Apparently, the new Republican line on the stimulus is this:

To give the proposed economic stimulus plan some perspective, “if you started the day Jesus Christ was born and spent $1 million every day since then, you still wouldn’t have spent $1 trillion.”

Now, there’s a bit about this that renders it disingenuous…which is the whole thing.  The American economy is massive - $14.28 trillion, in fact.  If you started the day Jesus Christ was born and spent $1 million every day since then, you wouldn’t reach the size of the American economy by the year 10,000.  Or 20,000.  This is why we don’t measure the size of our economy in Jesus Money, despite the declaration of such in the RNC platform. 

To put this in further context - over the course of Jesus’ life, at $1 million a day, and presuming his death at the age of 33 (including leap years), the value of Jesus’ life would have been $12.053 billion. 

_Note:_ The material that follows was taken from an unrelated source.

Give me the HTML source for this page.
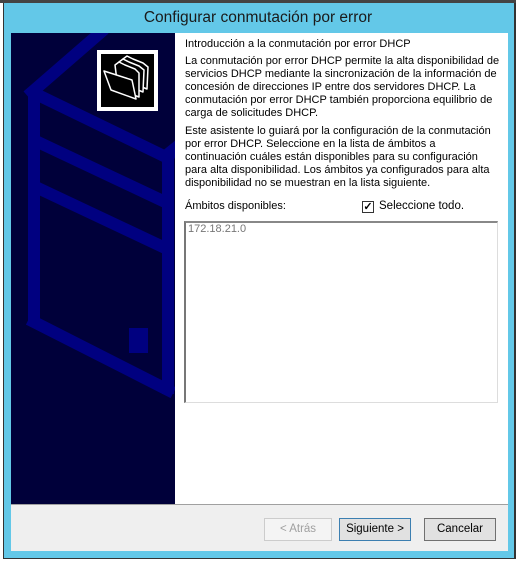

Microsoft’s yearly revenue last year was $60 billion, meaning they earned five Jesuses in a year. 

Circuit City’s yearly revenue in 2006 was $10.4 billion, meaning even a failed company was, less than three years ago, earning nearly a full Jesus

Wal-Mart, the world’s largest everything, earned $404 billion last year, meaning that they earned a whopping thirty-three and a third Jesuses in a single year. 

The American economy, incidentally, is nearly 1200 Jesuses strong, which is nearly the size of Chatom, AL...all full of Jesuses. 

This teaches us two things: the first is that the American economy is massive, and any effort to stimulate it will require a suitably large amount of money.  The second part is that it’s really stupid to measure things by the yardstick of Jesus earning a million dollars a day. 

Also, nobody has any idea how many days of Jesus it would take to keep Pajamas Media afloat, but it’s probably more than you’d think.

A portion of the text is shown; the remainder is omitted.